Task directions
Can you transcribe the data exactly? Leave the pictures out.

Information shown
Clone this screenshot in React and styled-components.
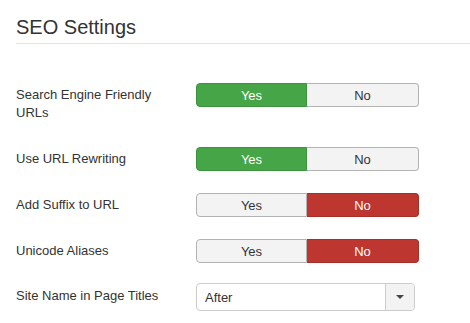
import React from 'react'
import styled, { createGlobalStyle } from 'styled-components'

/*
=============================
styled Components
=============================
*/

const GlobalStyle = createGlobalStyle`
    body {
        margin: 0;
        background: #fff;
        font-family: "Liberation Sans", Arial, sans-serif;
        color: #333;
    }
`
const Page = styled.div`
    padding-left: 16px;
`
const Title = styled.h2`
    margin: 14px 0 0;
    padding-bottom: 3px;
    font-size: 20px;
    line-height: 26px;
    font-weight: 400;
    color: #333;
    border-bottom: 1px solid #e3e3e3;
`
const Form = styled.div`
    display: flex;
    flex-direction: column;
    gap: 22px;
    margin-top: 39px;
`
const Row = styled.div`
    display: flex;
    align-items: flex-start;
    margin-top: ${p => p.$shift || 0}px;
`
const Label = styled.div`
    width: 160px;
    margin-right: 20px;
    flex: none;
    font-size: 13px;
    line-height: 18px;
    padding: ${p => p.$top || 3}px 0 3px;
    color: #333;
`
const Toggle = styled.div`
    display: grid;
    grid-template-columns: 111px 112px;
    height: 24px;
`
const Choice = styled.div`
    display: flex;
    align-items: center;
    justify-content: center;
    font-size: 13px;
    color: ${p => (p.$on ? '#fff' : '#333')};
    background: ${p => (p.$on ? p.$color : '#f3f3f3')};
    border: 1px solid ${p => (p.$on ? p.$edge : '#b3b3b3')};
    border-left-width: ${p => (p.$first ? 1 : 0)}px;
    border-radius: ${p => (p.$first ? '4px 0 0 4px' : '0 4px 4px 0')};
`
const Select = styled.div`
    display: flex;
    width: 219px;
    height: 28px;
    box-sizing: border-box;
    border: 1px solid #cccccc;
    border-radius: 4px;
    overflow: hidden;
`
const SelectValue = styled.div`
    flex: 1;
    display: flex;
    align-items: center;
    padding-left: 8px;
    font-size: 13px;
    color: #333;
`
const Caret = styled.div`
    width: 28px;
    display: flex;
    align-items: center;
    justify-content: center;
    background: #f3f3f3;
    border-left: 1px solid #cccccc;
    &::after {
        content: '';
        border-left: 4px solid transparent;
        border-right: 4px solid transparent;
        border-top: 4px solid #444;
    }
`

/*
=============================
Component
=============================
*/

const fields = [
    { label: 'Search Engine Friendly URLs', value: true },
    { label: 'Use URL Rewriting', value: true },
    { label: 'Add Suffix to URL', value: false },
    { label: 'Unicode Aliases', value: false },
]

function YesNo({ value }) {
    return (
        <Toggle>
            <Choice $first $on={value} $color='#46a546' $edge='#3d923d'>Yes</Choice>
            <Choice $on={!value} $color='#bd362f' $edge='#a5302a'>No</Choice>
        </Toggle>
    )
}

function App() {
    return (
        <Page>
            <GlobalStyle />
            <Title>SEO Settings</Title>
            <Form>
                {fields.map(f => (
                    <Row key={f.label}>
                        <Label>{f.label}</Label>
                        <YesNo value={f.value} />
                    </Row>
                ))}
                <Row $shift={-2}>
                    <Label $top={4}>Site Name in Page Titles</Label>
                    <Select>
                        <SelectValue>After</SelectValue>
                        <Caret />
                    </Select>
                </Row>
            </Form>
        </Page>
    )
}

export default App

The solution
Clone this screenshot in React and styled-components.
import React from 'react'
import styled, { createGlobalStyle } from 'styled-components'

/*
=============================
styled Components
=============================
*/

const GlobalStyle = createGlobalStyle`
    body {
        margin: 0;
        background: #fff;
        font-family: "Liberation Sans", Arial, sans-serif;
        color: #333;
    }
`
const Page = styled.div`
    padding-left: 16px;
`
const Title = styled.h2`
    margin: 14px 0 0;
    padding-bottom: 3px;
    font-size: 20px;
    line-height: 26px;
    font-weight: 400;
    color: #333;
    border-bottom: 1px solid #e3e3e3;
`
const Form = styled.div`
    display: flex;
    flex-direction: column;
    gap: 22px;
    margin-top: 39px;
`
const Row = styled.div`
    display: flex;
    align-items: flex-start;
    margin-top: ${p => p.$shift || 0}px;
`
const Label = styled.div`
    width: 160px;
    margin-right: 20px;
    flex: none;
    font-size: 13px;
    line-height: 18px;
    padding: ${p => p.$top || 3}px 0 3px;
    color: #333;
`
const Toggle = styled.div`
    display: grid;
    grid-template-columns: 111px 112px;
    height: 24px;
`
const Choice = styled.div`
    display: flex;
    align-items: center;
    justify-content: center;
    font-size: 13px;
    color: ${p => (p.$on ? '#fff' : '#333')};
    background: ${p => (p.$on ? p.$color : '#f3f3f3')};
    border: 1px solid ${p => (p.$on ? p.$edge : '#b3b3b3')};
    border-left-width: ${p => (p.$first ? 1 : 0)}px;
    border-radius: ${p => (p.$first ? '4px 0 0 4px' : '0 4px 4px 0')};
`
const Select = styled.div`
    display: flex;
    width: 219px;
    height: 28px;
    box-sizing: border-box;
    border: 1px solid #cccccc;
    border-radius: 4px;
    overflow: hidden;
`
const SelectValue = styled.div`
    flex: 1;
    display: flex;
    align-items: center;
    padding-left: 8px;
    font-size: 13px;
    color: #333;
`
const Caret = styled.div`
    width: 28px;
    display: flex;
    align-items: center;
    justify-content: center;
    background: #f3f3f3;
    border-left: 1px solid #cccccc;
    &::after {
        content: '';
        border-left: 4px solid transparent;
        border-right: 4px solid transparent;
        border-top: 4px solid #444;
    }
`

/*
=============================
Component
=============================
*/

const fields = [
    { label: 'Search Engine Friendly URLs', value: true },
    { label: 'Use URL Rewriting', value: true },
    { label: 'Add Suffix to URL', value: false },
    { label: 'Unicode Aliases', value: false },
]

function YesNo({ value }) {
    return (
        <Toggle>
            <Choice $first $on={value} $color='#46a546' $edge='#3d923d'>Yes</Choice>
            <Choice $on={!value} $color='#bd362f' $edge='#a5302a'>No</Choice>
        </Toggle>
    )
}

function App() {
    return (
        <Page>
            <GlobalStyle />
            <Title>SEO Settings</Title>
            <Form>
                {fields.map(f => (
                    <Row key={f.label}>
                        <Label>{f.label}</Label>
                        <YesNo value={f.value} />
                    </Row>
                ))}
                <Row $shift={-2}>
                    <Label $top={4}>Site Name in Page Titles</Label>
                    <Select>
                        <SelectValue>After</SelectValue>
                        <Caret />
                    </Select>
                </Row>
            </Form>
        </Page>
    )
}

export default App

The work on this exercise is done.